======== INFORMATION SHOWN
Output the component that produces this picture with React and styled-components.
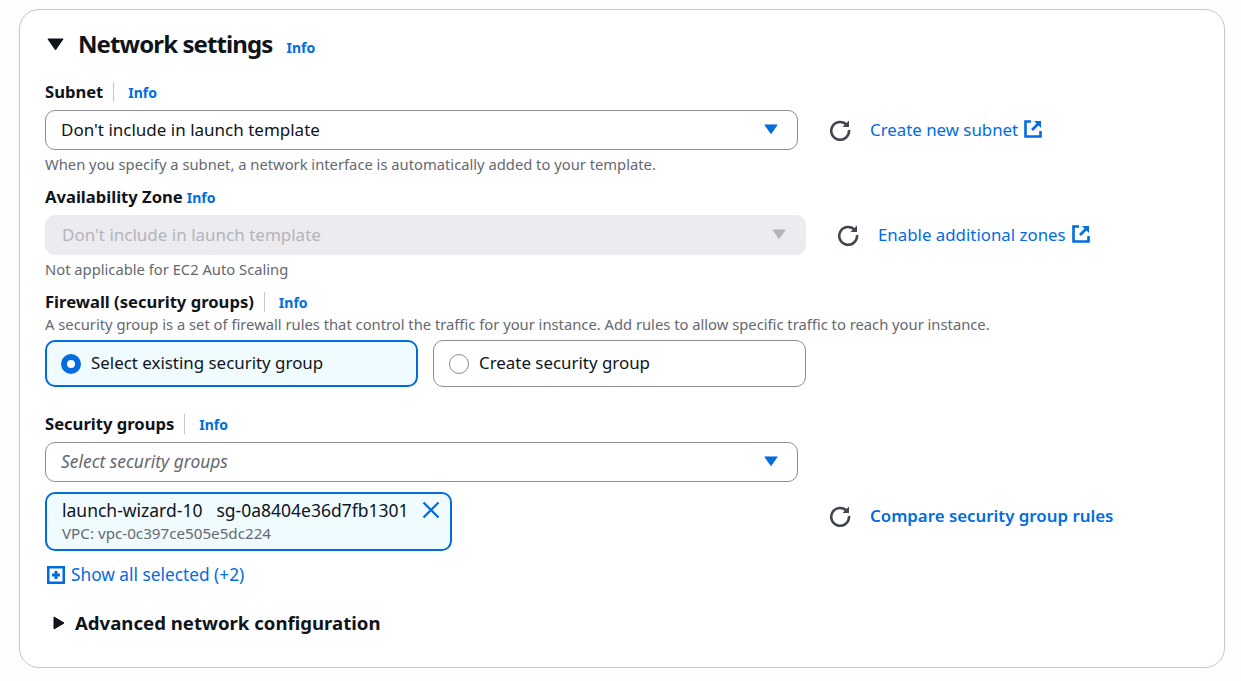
import styled, { createGlobalStyle } from "styled-components";

const GlobalStyle = createGlobalStyle`
  body {
    margin: 0;
    background: #fdfdfd;
    font-family: "Noto Sans", "Open Sans", sans-serif;
    color: #0f141a;
  }
`;

const BLUE = "#006ce0";

const CaretDown = ({ size = 14, color = BLUE }) => (
  <svg width={size} height={size * 0.75} viewBox="0 0 16 12">
    <path d="M1 1h14L8 11z" fill={color} stroke={color} strokeWidth="1" strokeLinejoin="round" />
  </svg>
);

const Refresh = () => (
  <svg width="22" height="22" viewBox="0 0 22 22" fill="none" stroke="#424650" strokeWidth="2.6">
    <path d="M17.8 6A8.9 8.9 0 1 0 20 11" />
    <path d="M20 1.5V8h-6.5z" fill="#424650" stroke="none" />
  </svg>
);

const External = () => (
  <svg width="18" height="18" viewBox="0 0 18 18" fill="none" stroke={BLUE} strokeWidth="2.6">
    <path d="M7 1.5H1.5v15h15V11" />
    <path d="M8 10l6-6" />
    <path d="M10 1h7v7z" fill={BLUE} stroke="none" />
  </svg>
);

const Close = () => (
  <svg width="18" height="18" viewBox="0 0 18 18" fill="none" stroke={BLUE} strokeWidth="2.2">
    <path d="M1.5 1.5l15 15M16.5 1.5l-15 15" />
  </svg>
);

const PlusBox = () => (
  <svg width="18" height="18" viewBox="0 0 18 18" fill="none" stroke={BLUE}>
    <rect x="1.25" y="1.25" width="15.5" height="15.5" strokeWidth="2.5" />
    <path d="M5 9h8M9 5v8" strokeWidth="3" />
  </svg>
);

const Card = styled.section`
  box-sizing: border-box;
  width: 1206px;
  height: 659px;
  margin: 9px 0 0 19px;
  padding: 18px 25px 0;
  background: #fff;
  border: 1px solid #c6c6cd;
  border-radius: 20px;
`;

const Header = styled.div`
  display: flex;
  align-items: center;
  height: 32px;
  margin-left: 2px;
`;

const HeaderCaret = styled.span`
  display: flex;
  width: 31px;
`;

const Title = styled.h2`
  margin: 0;
  font-size: 24px;
  font-weight: 700;
  line-height: 32px;
  letter-spacing: -0.9px;
`;

const Info = styled.a`
  color: ${BLUE};
  font-size: 14px;
  font-weight: 700;
  line-height: 20px;
  margin-top: 1px;
`;

const HeaderInfo = styled(Info)`
  margin: 8px 0 0 14px;
`;

const InlineInfo = styled(Info)`
  margin-left: 4px;
`;

const LabelRow = styled.div`
  display: flex;
  align-items: center;
  height: 22px;
  margin-top: ${(p) => p.$top}px;
`;

const Label = styled.label`
  font-size: 16.6px;
  font-weight: 700;
  line-height: 22px;
`;

const Divider = styled.span`
  width: 1px;
  height: 20px;
  margin: 0 14px 0 10px;
  background: #c6c6cd;
`;

const Row = styled.div`
  display: flex;
  align-items: center;
  margin-top: ${(p) => p.$top || 0}px;
`;

const Select = styled.div`
  box-sizing: border-box;
  display: flex;
  flex: none;
  align-items: center;
  justify-content: space-between;
  width: ${(p) => p.$width}px;
  height: 40px;
  padding: 0 19px 2px ${(p) => (p.$disabled ? 16 : 15)}px;
  font-size: 17px;
  border: 1px solid ${(p) => (p.$disabled ? "#ebebf0" : "#8c8c94")};
  border-radius: 10px;
  background: ${(p) => (p.$disabled ? "#ebebf0" : "#fff")};
  color: ${(p) => (p.$disabled ? "#b4b4bb" : "inherit")};
`;

const Placeholder = styled.span`
  font-style: italic;
  font-size: 17.4px;
  color: #656871;
`;

const Actions = styled.div`
  display: flex;
  align-items: center;
  margin: ${(p) => p.$raise || 0}px 0 0 ${(p) => p.$left || 31}px;
  gap: 19px;
`;

const ActionLink = styled.a`
  display: flex;
  align-items: center;
  gap: 6px;
  margin-top: ${(p) => (p.$bold ? 0 : -2)}px;
  color: ${BLUE};
  font-size: 16.85px;
  font-weight: ${(p) => (p.$bold ? 600 : 400)};
`;

const Help = styled.p`
  margin: ${(p) => p.$top || 4}px 0 0;
  font-size: 14.75px;
  line-height: 20px;
  color: #656871;
`;

const Tiles = styled.div`
  display: flex;
  gap: 15px;
  width: 761px;
  margin-top: 6px;
`;

const Tile = styled.div`
  box-sizing: border-box;
  display: flex;
  flex: 1;
  align-items: center;
  gap: 10px;
  height: 47px;
  padding: 0 ${(p) => (p.$on ? 14 : 15)}px 2px;
  font-size: 16.9px;
  border: ${(p) => (p.$on ? `2px solid ${BLUE}` : "1px solid #8c8c94")};
  border-radius: 10px;
  background: ${(p) => (p.$on ? "#f0fbff" : "#fff")};
`;

const Radio = styled.span`
  box-sizing: border-box;
  flex: none;
  width: 20px;
  height: 20px;
  margin-top: 2px;
  border-radius: 50%;
  border: ${(p) => (p.$on ? `6px solid ${BLUE}` : "1.5px solid #8c8c94")};
  background: #fff;
`;

const Token = styled.div`
  box-sizing: border-box;
  position: relative;
  flex: none;
  width: 407px;
  height: 59px;
  padding: 4px 15px;
  border: 2px solid ${BLUE};
  border-radius: 10px;
  background: #f0fbff;
`;

const TokenName = styled.div`
  display: flex;
  gap: 14px;
  font-size: 17.5px;
  line-height: 24px;
`;

const TokenMeta = styled.div`
  margin-top: 1px;
  font-size: 15.2px;
  line-height: 20px;
  color: #656871;
`;

const TokenClose = styled.span`
  position: absolute;
  top: 7px;
  right: 10px;
  display: flex;
`;

const ShowAll = styled.a`
  display: flex;
  align-items: center;
  gap: 6px;
  height: 24px;
  margin: 12px 0 0 2px;
  color: ${BLUE};
  font-size: 17.3px;
  line-height: 22px;
`;

const Advanced = styled.div`
  display: flex;
  align-items: center;
  gap: 10px;
  margin: 24px 0 0 8px;
  font-size: 18.6px;
  font-weight: 700;
  line-height: 24px;
`;

const App = () => {
  return (
    <>
      <GlobalStyle />
      <Card>
        <Header>
          <HeaderCaret>
            <CaretDown size={17} color="#0f141a" />
          </HeaderCaret>
          <Title>Network settings</Title>
          <HeaderInfo>Info</HeaderInfo>
        </Header>

        <LabelRow $top={21}>
          <Label>Subnet</Label>
          <Divider />
          <Info>Info</Info>
        </LabelRow>
        <Row $top={7}>
          <Select $width={753}>
            <span>Don't include in launch template</span>
            <CaretDown />
          </Select>
          <Actions>
            <Refresh />
            <ActionLink>
              Create new subnet <External />
            </ActionLink>
          </Actions>
        </Row>
        <Help>When you specify a subnet, a network interface is automatically added to your template.</Help>

        <LabelRow $top={12}>
          <Label>Availability Zone</Label>
          <InlineInfo>Info</InlineInfo>
        </LabelRow>
        <Row $top={7}>
          <Select $width={761} $disabled>
            <span>Don't include in launch template</span>
            <CaretDown color="#b4b4bb" />
          </Select>
          <Actions>
            <Refresh />
            <ActionLink>
              Enable additional zones <External />
            </ActionLink>
          </Actions>
        </Row>
        <Help>Not applicable for EC2 Auto Scaling</Help>

        <LabelRow $top={12}>
          <Label>Firewall (security groups)</Label>
          <Divider />
          <Info>Info</Info>
        </LabelRow>
        <Help $top={1}>
          A security group is a set of firewall rules that control the traffic for your instance. Add rules to allow
          specific traffic to reach your instance.
        </Help>
        <Tiles>
          <Tile $on>
            <Radio $on />
            Select existing security group
          </Tile>
          <Tile>
            <Radio />
            Create security group
          </Tile>
        </Tiles>

        <LabelRow $top={26}>
          <Label>Security groups</Label>
          <Divider />
          <Info>Info</Info>
        </LabelRow>
        <Row $top={7}>
          <Select $width={753}>
            <Placeholder>Select security groups</Placeholder>
            <CaretDown />
          </Select>
        </Row>
        <Row $top={10}>
          <Token>
            <TokenName>
              <span>launch-wizard-10</span>
              <span>sg-0a8404e36d7fb1301</span>
            </TokenName>
            <TokenMeta>VPC: vpc-0c397ce505e5dc224</TokenMeta>
            <TokenClose>
              <Close />
            </TokenClose>
          </Token>
          <Actions $left={377} $raise={-12}>
            <Refresh />
            <ActionLink $bold>Compare security group rules</ActionLink>
          </Actions>
        </Row>
        <ShowAll>
          <PlusBox />
          Show all selected (+2)
        </ShowAll>
        <Advanced>
          <svg width="12" height="14" viewBox="0 0 12 14">
            <path d="M1 1v12l10-6z" fill="#0f141a" stroke="#0f141a" strokeLinejoin="round" />
          </svg>
          Advanced network configuration
        </Advanced>
      </Card>
    </>
  );
};

export default App;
================
Return each line with "that".

Output the component that produces this picture with React and styled-components.
          A security group is a set of firewall rules that control the traffic for your instance. Add rules to allow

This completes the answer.